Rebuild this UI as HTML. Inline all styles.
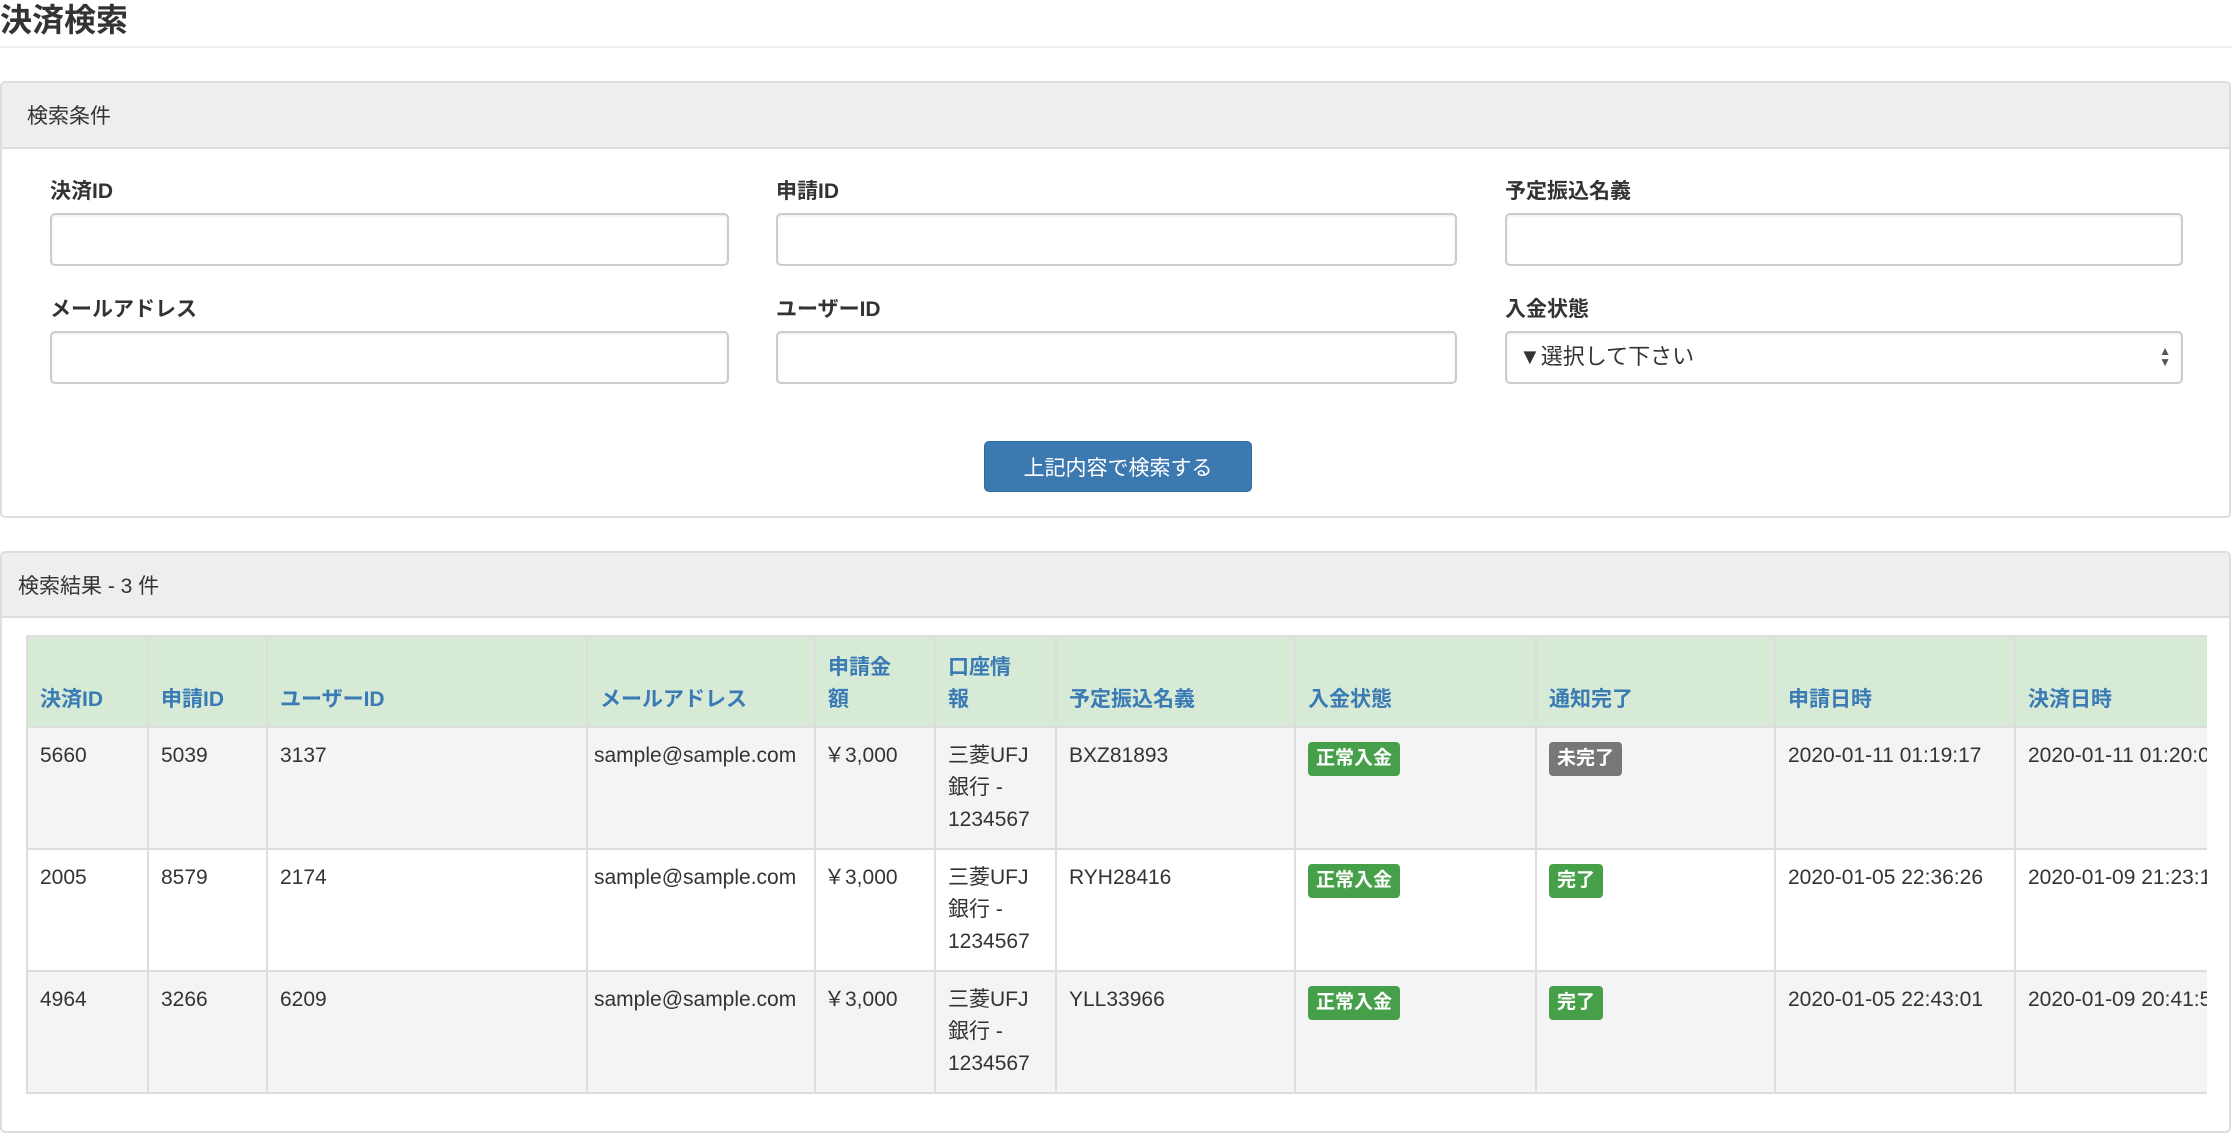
<!DOCTYPE html>
<html><head><meta charset="utf-8"><style>
*{box-sizing:border-box;margin:0;padding:0}
body{width:2232px;height:1140px;overflow:hidden;background:#fff;font-family:"Liberation Sans","Noto Sans CJK JP",sans-serif;color:#333;font-size:21px}
h1{position:absolute;left:0;top:0;font-size:32px;font-weight:bold;line-height:40px}
.hr{position:absolute;left:0;top:46px;width:2232px;height:2px;background:#eee}
.panel{position:absolute;left:0;width:2231px;border:2px solid #ddd;border-radius:5px;background:#fff;overflow:hidden}
.ph{background:#eee;border-bottom:2px solid #ddd;font-size:21px;display:flex;align-items:center}
.lbl{position:absolute;font-weight:bold;font-size:21px}
.inp{position:absolute;height:53px;border:2px solid #ccc;border-radius:5px;background:#fff;box-shadow:inset 0 1px 2px rgba(0,0,0,.08)}
.btn{position:absolute;left:982px;top:358px;width:268px;height:51px;background:#3d79b1;border:1px solid #2e6da4;border-radius:5px;color:#fff;font-size:21px;display:flex;align-items:center;justify-content:center}
.tw{position:absolute;left:24px;top:82px;width:2181px;overflow:hidden}
table{border-collapse:collapse;table-layout:fixed;width:2230px;font-size:21px}
td,th{border:2px solid #ddd;padding:12px 12px;vertical-align:top;line-height:32px;text-align:left}
th{background:#d6ead5;color:#3a7ab5;font-weight:bold;vertical-align:bottom;height:91px;padding-bottom:10px}
tr.o td{background:#f4f4f4}
td{height:122px}
.b{display:inline-block;color:#fff;font-weight:bold;font-size:19px;line-height:26px;padding:4px 8px;border-radius:4px;background:#46a049;margin-top:2px}
.g{background:#777}
</style></head><body>
<h1>決済検索</h1>
<div class="hr"></div>
<div class="panel" style="top:81px;height:437px">
 <div class="ph" style="height:66px;padding-left:25px">検索条件</div>
 <div class="lbl" style="left:48px;top:92px">決済ID</div>
 <div class="lbl" style="left:774px;top:92px">申請ID</div>
 <div class="lbl" style="left:1503px;top:92px">予定振込名義</div>
 <div class="inp" style="left:48px;top:130px;width:679px"></div>
 <div class="inp" style="left:774px;top:130px;width:681px"></div>
 <div class="inp" style="left:1503px;top:130px;width:678px"></div>
 <div class="lbl" style="left:48px;top:210px">メールアドレス</div>
 <div class="lbl" style="left:774px;top:210px">ユーザーID</div>
 <div class="lbl" style="left:1503px;top:210px">入金状態</div>
 <div class="inp" style="left:48px;top:248px;width:679px"></div>
 <div class="inp" style="left:774px;top:248px;width:681px"></div>
 <div class="inp" style="left:1503px;top:248px;width:678px;padding-left:12px;line-height:47px;font-size:22px">▼選択して下さい<span style="position:absolute;right:10px;top:0;font-size:12px;line-height:11px;padding-top:13px;color:#555">▲<br>▼</span></div>
 <div class="btn">上記内容で検索する</div>
</div>
<div class="panel" style="top:551px;height:582px">
 <div class="ph" style="height:65px;padding-left:16px">検索結果 - 3 件</div>
 <div class="tw"><table>
 <colgroup><col style="width:121px"><col style="width:119px"><col style="width:320px"><col style="width:228px"><col style="width:120px"><col style="width:121px"><col style="width:239px"><col style="width:241px"><col style="width:239px"><col style="width:240px"><col style="width:242px"></colgroup>
 <tr><th>決済ID</th><th>申請ID</th><th>ユーザーID</th><th style="padding-left:12px">メールアドレス</th><th>申請金<br>額</th><th>口座情<br>報</th><th>予定振込名義</th><th>入金状態</th><th>通知完了</th><th>申請日時</th><th>決済日時</th></tr>
 <tr class="o"><td>5660</td><td>5039</td><td>3137</td><td style="padding-left:6px;padding-right:0">sample@sample.com</td><td style="padding-left:8px">￥3,000</td><td>三菱UFJ銀行 - 1234567</td><td>BXZ81893</td><td><span class="b">正常入金</span></td><td><span class="b g">未完了</span></td><td>2020-01-11 01:19:17</td><td style="white-space:nowrap">2020-01-11 01:20:05</td></tr>
 <tr><td>2005</td><td>8579</td><td>2174</td><td style="padding-left:6px;padding-right:0">sample@sample.com</td><td style="padding-left:8px">￥3,000</td><td>三菱UFJ銀行 - 1234567</td><td>RYH28416</td><td><span class="b">正常入金</span></td><td><span class="b">完了</span></td><td>2020-01-05 22:36:26</td><td style="white-space:nowrap">2020-01-09 21:23:11</td></tr>
 <tr class="o"><td>4964</td><td>3266</td><td>6209</td><td style="padding-left:6px;padding-right:0">sample@sample.com</td><td style="padding-left:8px">￥3,000</td><td>三菱UFJ銀行 - 1234567</td><td>YLL33966</td><td><span class="b">正常入金</span></td><td><span class="b">完了</span></td><td>2020-01-05 22:43:01</td><td style="white-space:nowrap">2020-01-09 20:41:52</td></tr>
 </table></div>
</div>
</body></html>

^^^^^^^^^^^^^^^^

**Your objective**
Copy out the data above exactly, except the pictures.

**Output of the exercise**
Rebuild this UI as HTML. Inline all styles.
<!DOCTYPE html>
<html><head><meta charset="utf-8"><style>
*{box-sizing:border-box;margin:0;padding:0}
body{width:2232px;height:1140px;overflow:hidden;background:#fff;font-family:"Liberation Sans","Noto Sans CJK JP",sans-serif;color:#333;font-size:21px}
h1{position:absolute;left:0;top:0;font-size:32px;font-weight:bold;line-height:40px}
.hr{position:absolute;left:0;top:46px;width:2232px;height:2px;background:#eee}
.panel{position:absolute;left:0;width:2231px;border:2px solid #ddd;border-radius:5px;background:#fff;overflow:hidden}
.ph{background:#eee;border-bottom:2px solid #ddd;font-size:21px;display:flex;align-items:center}
.lbl{position:absolute;font-weight:bold;font-size:21px}
.inp{position:absolute;height:53px;border:2px solid #ccc;border-radius:5px;background:#fff;box-shadow:inset 0 1px 2px rgba(0,0,0,.08)}
.btn{position:absolute;left:982px;top:358px;width:268px;height:51px;background:#3d79b1;border:1px solid #2e6da4;border-radius:5px;color:#fff;font-size:21px;display:flex;align-items:center;justify-content:center}
.tw{position:absolute;left:24px;top:82px;width:2181px;overflow:hidden}
table{border-collapse:collapse;table-layout:fixed;width:2230px;font-size:21px}
td,th{border:2px solid #ddd;padding:12px 12px;vertical-align:top;line-height:32px;text-align:left}
th{background:#d6ead5;color:#3a7ab5;font-weight:bold;vertical-align:bottom;height:91px;padding-bottom:10px}
tr.o td{background:#f4f4f4}
td{height:122px}
.b{display:inline-block;color:#fff;font-weight:bold;font-size:19px;line-height:26px;padding:4px 8px;border-radius:4px;background:#46a049;margin-top:2px}
.g{background:#777}
</style></head><body>
<h1>決済検索</h1>
<div class="hr"></div>
<div class="panel" style="top:81px;height:437px">
 <div class="ph" style="height:66px;padding-left:25px">検索条件</div>
 <div class="lbl" style="left:48px;top:92px">決済ID</div>
 <div class="lbl" style="left:774px;top:92px">申請ID</div>
 <div class="lbl" style="left:1503px;top:92px">予定振込名義</div>
 <div class="inp" style="left:48px;top:130px;width:679px"></div>
 <div class="inp" style="left:774px;top:130px;width:681px"></div>
 <div class="inp" style="left:1503px;top:130px;width:678px"></div>
 <div class="lbl" style="left:48px;top:210px">メールアドレス</div>
 <div class="lbl" style="left:774px;top:210px">ユーザーID</div>
 <div class="lbl" style="left:1503px;top:210px">入金状態</div>
 <div class="inp" style="left:48px;top:248px;width:679px"></div>
 <div class="inp" style="left:774px;top:248px;width:681px"></div>
 <div class="inp" style="left:1503px;top:248px;width:678px;padding-left:12px;line-height:47px;font-size:22px">▼選択して下さい<span style="position:absolute;right:10px;top:0;font-size:12px;line-height:11px;padding-top:13px;color:#555">▲<br>▼</span></div>
 <div class="btn">上記内容で検索する</div>
</div>
<div class="panel" style="top:551px;height:582px">
 <div class="ph" style="height:65px;padding-left:16px">検索結果 - 3 件</div>
 <div class="tw"><table>
 <colgroup><col style="width:121px"><col style="width:119px"><col style="width:320px"><col style="width:228px"><col style="width:120px"><col style="width:121px"><col style="width:239px"><col style="width:241px"><col style="width:239px"><col style="width:240px"><col style="width:242px"></colgroup>
 <tr><th>決済ID</th><th>申請ID</th><th>ユーザーID</th><th style="padding-left:12px">メールアドレス</th><th>申請金<br>額</th><th>口座情<br>報</th><th>予定振込名義</th><th>入金状態</th><th>通知完了</th><th>申請日時</th><th>決済日時</th></tr>
 <tr class="o"><td>5660</td><td>5039</td><td>3137</td><td style="padding-left:6px;padding-right:0">sample@sample.com</td><td style="padding-left:8px">￥3,000</td><td>三菱UFJ銀行 - 1234567</td><td>BXZ81893</td><td><span class="b">正常入金</span></td><td><span class="b g">未完了</span></td><td>2020-01-11 01:19:17</td><td style="white-space:nowrap">2020-01-11 01:20:05</td></tr>
 <tr><td>2005</td><td>8579</td><td>2174</td><td style="padding-left:6px;padding-right:0">sample@sample.com</td><td style="padding-left:8px">￥3,000</td><td>三菱UFJ銀行 - 1234567</td><td>RYH28416</td><td><span class="b">正常入金</span></td><td><span class="b">完了</span></td><td>2020-01-05 22:36:26</td><td style="white-space:nowrap">2020-01-09 21:23:11</td></tr>
 <tr class="o"><td>4964</td><td>3266</td><td>6209</td><td style="padding-left:6px;padding-right:0">sample@sample.com</td><td style="padding-left:8px">￥3,000</td><td>三菱UFJ銀行 - 1234567</td><td>YLL33966</td><td><span class="b">正常入金</span></td><td><span class="b">完了</span></td><td>2020-01-05 22:43:01</td><td style="white-space:nowrap">2020-01-09 20:41:52</td></tr>
 </table></div>
</div>
</body></html>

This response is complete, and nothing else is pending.